### Material provided
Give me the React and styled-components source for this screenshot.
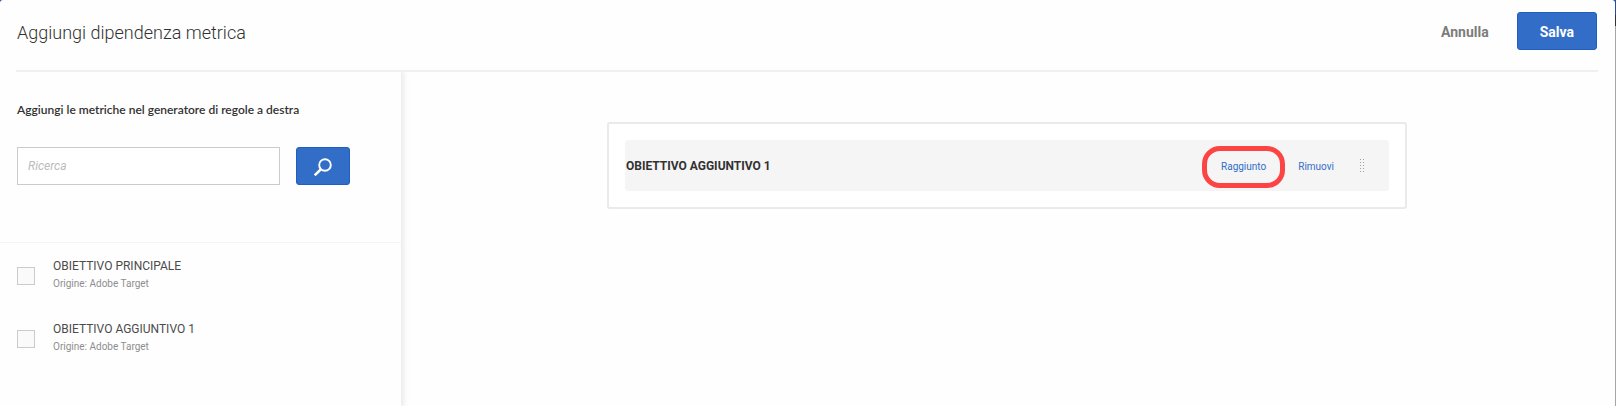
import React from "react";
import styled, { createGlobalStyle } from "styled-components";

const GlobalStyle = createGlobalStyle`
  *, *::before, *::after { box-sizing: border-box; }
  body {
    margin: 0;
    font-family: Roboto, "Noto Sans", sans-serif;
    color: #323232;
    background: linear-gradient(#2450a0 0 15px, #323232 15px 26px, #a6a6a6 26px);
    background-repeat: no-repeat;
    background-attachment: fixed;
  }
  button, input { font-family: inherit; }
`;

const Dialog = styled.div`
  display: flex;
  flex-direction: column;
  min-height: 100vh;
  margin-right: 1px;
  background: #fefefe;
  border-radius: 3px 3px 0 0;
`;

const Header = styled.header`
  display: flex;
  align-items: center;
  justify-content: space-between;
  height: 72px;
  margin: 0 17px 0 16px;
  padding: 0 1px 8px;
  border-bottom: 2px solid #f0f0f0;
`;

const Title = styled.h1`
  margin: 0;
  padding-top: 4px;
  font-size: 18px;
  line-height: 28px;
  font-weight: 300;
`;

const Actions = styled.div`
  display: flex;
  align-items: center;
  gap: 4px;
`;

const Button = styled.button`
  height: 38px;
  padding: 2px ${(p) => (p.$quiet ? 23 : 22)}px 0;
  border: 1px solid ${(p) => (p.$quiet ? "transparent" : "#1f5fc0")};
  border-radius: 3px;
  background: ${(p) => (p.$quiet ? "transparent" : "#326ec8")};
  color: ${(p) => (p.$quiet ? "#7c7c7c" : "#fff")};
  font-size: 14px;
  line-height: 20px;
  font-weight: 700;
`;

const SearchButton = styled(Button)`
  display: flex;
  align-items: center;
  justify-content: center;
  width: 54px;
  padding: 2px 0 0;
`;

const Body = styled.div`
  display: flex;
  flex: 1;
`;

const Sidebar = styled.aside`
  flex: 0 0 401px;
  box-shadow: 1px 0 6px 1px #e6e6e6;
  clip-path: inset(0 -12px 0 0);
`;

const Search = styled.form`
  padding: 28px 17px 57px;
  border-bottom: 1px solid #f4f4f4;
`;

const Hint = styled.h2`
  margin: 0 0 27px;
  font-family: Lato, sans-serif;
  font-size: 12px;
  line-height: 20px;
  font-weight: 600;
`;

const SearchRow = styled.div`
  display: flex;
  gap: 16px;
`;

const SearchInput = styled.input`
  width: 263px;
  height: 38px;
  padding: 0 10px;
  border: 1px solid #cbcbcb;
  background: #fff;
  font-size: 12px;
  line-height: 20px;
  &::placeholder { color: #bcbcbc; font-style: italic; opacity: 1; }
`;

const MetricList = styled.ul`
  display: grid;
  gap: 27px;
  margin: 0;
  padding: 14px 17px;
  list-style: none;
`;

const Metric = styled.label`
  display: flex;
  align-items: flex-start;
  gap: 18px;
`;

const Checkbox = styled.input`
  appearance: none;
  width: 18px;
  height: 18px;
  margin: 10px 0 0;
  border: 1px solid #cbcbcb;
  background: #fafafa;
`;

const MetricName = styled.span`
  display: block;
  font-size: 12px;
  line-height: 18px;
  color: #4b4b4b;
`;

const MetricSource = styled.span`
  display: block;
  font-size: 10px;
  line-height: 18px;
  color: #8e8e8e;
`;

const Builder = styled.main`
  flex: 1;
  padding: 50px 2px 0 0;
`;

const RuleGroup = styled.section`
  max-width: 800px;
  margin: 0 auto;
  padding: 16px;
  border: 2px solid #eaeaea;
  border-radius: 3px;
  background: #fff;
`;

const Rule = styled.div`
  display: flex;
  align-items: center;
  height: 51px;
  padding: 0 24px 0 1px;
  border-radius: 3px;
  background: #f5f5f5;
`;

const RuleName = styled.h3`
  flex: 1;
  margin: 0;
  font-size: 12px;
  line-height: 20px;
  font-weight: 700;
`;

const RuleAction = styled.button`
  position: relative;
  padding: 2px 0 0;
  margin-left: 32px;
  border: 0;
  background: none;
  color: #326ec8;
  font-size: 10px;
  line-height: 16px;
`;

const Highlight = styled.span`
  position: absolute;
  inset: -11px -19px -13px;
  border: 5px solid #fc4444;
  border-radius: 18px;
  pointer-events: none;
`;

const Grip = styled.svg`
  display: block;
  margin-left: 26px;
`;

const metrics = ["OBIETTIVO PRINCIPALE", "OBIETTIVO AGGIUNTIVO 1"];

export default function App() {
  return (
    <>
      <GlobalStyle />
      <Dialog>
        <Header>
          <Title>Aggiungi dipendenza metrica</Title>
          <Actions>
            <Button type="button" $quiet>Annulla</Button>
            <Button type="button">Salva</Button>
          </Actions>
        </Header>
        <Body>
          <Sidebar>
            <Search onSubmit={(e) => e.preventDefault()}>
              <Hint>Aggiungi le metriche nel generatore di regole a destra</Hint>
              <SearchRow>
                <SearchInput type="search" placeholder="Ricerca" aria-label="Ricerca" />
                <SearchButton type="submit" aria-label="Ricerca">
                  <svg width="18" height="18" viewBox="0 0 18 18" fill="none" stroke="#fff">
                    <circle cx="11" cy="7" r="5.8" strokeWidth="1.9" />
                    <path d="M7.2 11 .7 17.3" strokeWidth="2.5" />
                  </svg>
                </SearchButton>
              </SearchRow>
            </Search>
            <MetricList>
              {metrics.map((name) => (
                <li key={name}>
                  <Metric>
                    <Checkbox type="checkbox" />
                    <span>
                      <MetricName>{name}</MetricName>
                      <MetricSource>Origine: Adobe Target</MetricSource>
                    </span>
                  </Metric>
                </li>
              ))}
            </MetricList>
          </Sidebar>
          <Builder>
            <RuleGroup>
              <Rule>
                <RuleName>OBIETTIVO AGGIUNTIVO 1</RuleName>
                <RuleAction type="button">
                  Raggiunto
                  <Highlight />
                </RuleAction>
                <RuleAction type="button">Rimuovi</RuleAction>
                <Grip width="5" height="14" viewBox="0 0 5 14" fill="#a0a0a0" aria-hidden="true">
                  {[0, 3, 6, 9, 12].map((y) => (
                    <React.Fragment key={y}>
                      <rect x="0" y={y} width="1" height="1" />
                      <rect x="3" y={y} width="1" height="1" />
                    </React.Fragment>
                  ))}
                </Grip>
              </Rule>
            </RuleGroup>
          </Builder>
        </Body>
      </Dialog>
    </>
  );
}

### Your task
Retype the data above exactly; pictures are not part of the copy.

### Written solution
Give me the React and styled-components source for this screenshot.
import React from "react";
import styled, { createGlobalStyle } from "styled-components";

const GlobalStyle = createGlobalStyle`
  *, *::before, *::after { box-sizing: border-box; }
  body {
    margin: 0;
    font-family: Roboto, "Noto Sans", sans-serif;
    color: #323232;
    background: linear-gradient(#2450a0 0 15px, #323232 15px 26px, #a6a6a6 26px);
    background-repeat: no-repeat;
    background-attachment: fixed;
  }
  button, input { font-family: inherit; }
`;

const Dialog = styled.div`
  display: flex;
  flex-direction: column;
  min-height: 100vh;
  margin-right: 1px;
  background: #fefefe;
  border-radius: 3px 3px 0 0;
`;

const Header = styled.header`
  display: flex;
  align-items: center;
  justify-content: space-between;
  height: 72px;
  margin: 0 17px 0 16px;
  padding: 0 1px 8px;
  border-bottom: 2px solid #f0f0f0;
`;

const Title = styled.h1`
  margin: 0;
  padding-top: 4px;
  font-size: 18px;
  line-height: 28px;
  font-weight: 300;
`;

const Actions = styled.div`
  display: flex;
  align-items: center;
  gap: 4px;
`;

const Button = styled.button`
  height: 38px;
  padding: 2px ${(p) => (p.$quiet ? 23 : 22)}px 0;
  border: 1px solid ${(p) => (p.$quiet ? "transparent" : "#1f5fc0")};
  border-radius: 3px;
  background: ${(p) => (p.$quiet ? "transparent" : "#326ec8")};
  color: ${(p) => (p.$quiet ? "#7c7c7c" : "#fff")};
  font-size: 14px;
  line-height: 20px;
  font-weight: 700;
`;

const SearchButton = styled(Button)`
  display: flex;
  align-items: center;
  justify-content: center;
  width: 54px;
  padding: 2px 0 0;
`;

const Body = styled.div`
  display: flex;
  flex: 1;
`;

const Sidebar = styled.aside`
  flex: 0 0 401px;
  box-shadow: 1px 0 6px 1px #e6e6e6;
  clip-path: inset(0 -12px 0 0);
`;

const Search = styled.form`
  padding: 28px 17px 57px;
  border-bottom: 1px solid #f4f4f4;
`;

const Hint = styled.h2`
  margin: 0 0 27px;
  font-family: Lato, sans-serif;
  font-size: 12px;
  line-height: 20px;
  font-weight: 600;
`;

const SearchRow = styled.div`
  display: flex;
  gap: 16px;
`;

const SearchInput = styled.input`
  width: 263px;
  height: 38px;
  padding: 0 10px;
  border: 1px solid #cbcbcb;
  background: #fff;
  font-size: 12px;
  line-height: 20px;
  &::placeholder { color: #bcbcbc; font-style: italic; opacity: 1; }
`;

const MetricList = styled.ul`
  display: grid;
  gap: 27px;
  margin: 0;
  padding: 14px 17px;
  list-style: none;
`;

const Metric = styled.label`
  display: flex;
  align-items: flex-start;
  gap: 18px;
`;

const Checkbox = styled.input`
  appearance: none;
  width: 18px;
  height: 18px;
  margin: 10px 0 0;
  border: 1px solid #cbcbcb;
  background: #fafafa;
`;

const MetricName = styled.span`
  display: block;
  font-size: 12px;
  line-height: 18px;
  color: #4b4b4b;
`;

const MetricSource = styled.span`
  display: block;
  font-size: 10px;
  line-height: 18px;
  color: #8e8e8e;
`;

const Builder = styled.main`
  flex: 1;
  padding: 50px 2px 0 0;
`;

const RuleGroup = styled.section`
  max-width: 800px;
  margin: 0 auto;
  padding: 16px;
  border: 2px solid #eaeaea;
  border-radius: 3px;
  background: #fff;
`;

const Rule = styled.div`
  display: flex;
  align-items: center;
  height: 51px;
  padding: 0 24px 0 1px;
  border-radius: 3px;
  background: #f5f5f5;
`;

const RuleName = styled.h3`
  flex: 1;
  margin: 0;
  font-size: 12px;
  line-height: 20px;
  font-weight: 700;
`;

const RuleAction = styled.button`
  position: relative;
  padding: 2px 0 0;
  margin-left: 32px;
  border: 0;
  background: none;
  color: #326ec8;
  font-size: 10px;
  line-height: 16px;
`;

const Highlight = styled.span`
  position: absolute;
  inset: -11px -19px -13px;
  border: 5px solid #fc4444;
  border-radius: 18px;
  pointer-events: none;
`;

const Grip = styled.svg`
  display: block;
  margin-left: 26px;
`;

const metrics = ["OBIETTIVO PRINCIPALE", "OBIETTIVO AGGIUNTIVO 1"];

export default function App() {
  return (
    <>
      <GlobalStyle />
      <Dialog>
        <Header>
          <Title>Aggiungi dipendenza metrica</Title>
          <Actions>
            <Button type="button" $quiet>Annulla</Button>
            <Button type="button">Salva</Button>
          </Actions>
        </Header>
        <Body>
          <Sidebar>
            <Search onSubmit={(e) => e.preventDefault()}>
              <Hint>Aggiungi le metriche nel generatore di regole a destra</Hint>
              <SearchRow>
                <SearchInput type="search" placeholder="Ricerca" aria-label="Ricerca" />
                <SearchButton type="submit" aria-label="Ricerca">
                  <svg width="18" height="18" viewBox="0 0 18 18" fill="none" stroke="#fff">
                    <circle cx="11" cy="7" r="5.8" strokeWidth="1.9" />
                    <path d="M7.2 11 .7 17.3" strokeWidth="2.5" />
                  </svg>
                </SearchButton>
              </SearchRow>
            </Search>
            <MetricList>
              {metrics.map((name) => (
                <li key={name}>
                  <Metric>
                    <Checkbox type="checkbox" />
                    <span>
                      <MetricName>{name}</MetricName>
                      <MetricSource>Origine: Adobe Target</MetricSource>
                    </span>
                  </Metric>
                </li>
              ))}
            </MetricList>
          </Sidebar>
          <Builder>
            <RuleGroup>
              <Rule>
                <RuleName>OBIETTIVO AGGIUNTIVO 1</RuleName>
                <RuleAction type="button">
                  Raggiunto
                  <Highlight />
                </RuleAction>
                <RuleAction type="button">Rimuovi</RuleAction>
                <Grip width="5" height="14" viewBox="0 0 5 14" fill="#a0a0a0" aria-hidden="true">
                  {[0, 3, 6, 9, 12].map((y) => (
                    <React.Fragment key={y}>
                      <rect x="0" y={y} width="1" height="1" />
                      <rect x="3" y={y} width="1" height="1" />
                    </React.Fragment>
                  ))}
                </Grip>
              </Rule>
            </RuleGroup>
          </Builder>
        </Body>
      </Dialog>
    </>
  );
}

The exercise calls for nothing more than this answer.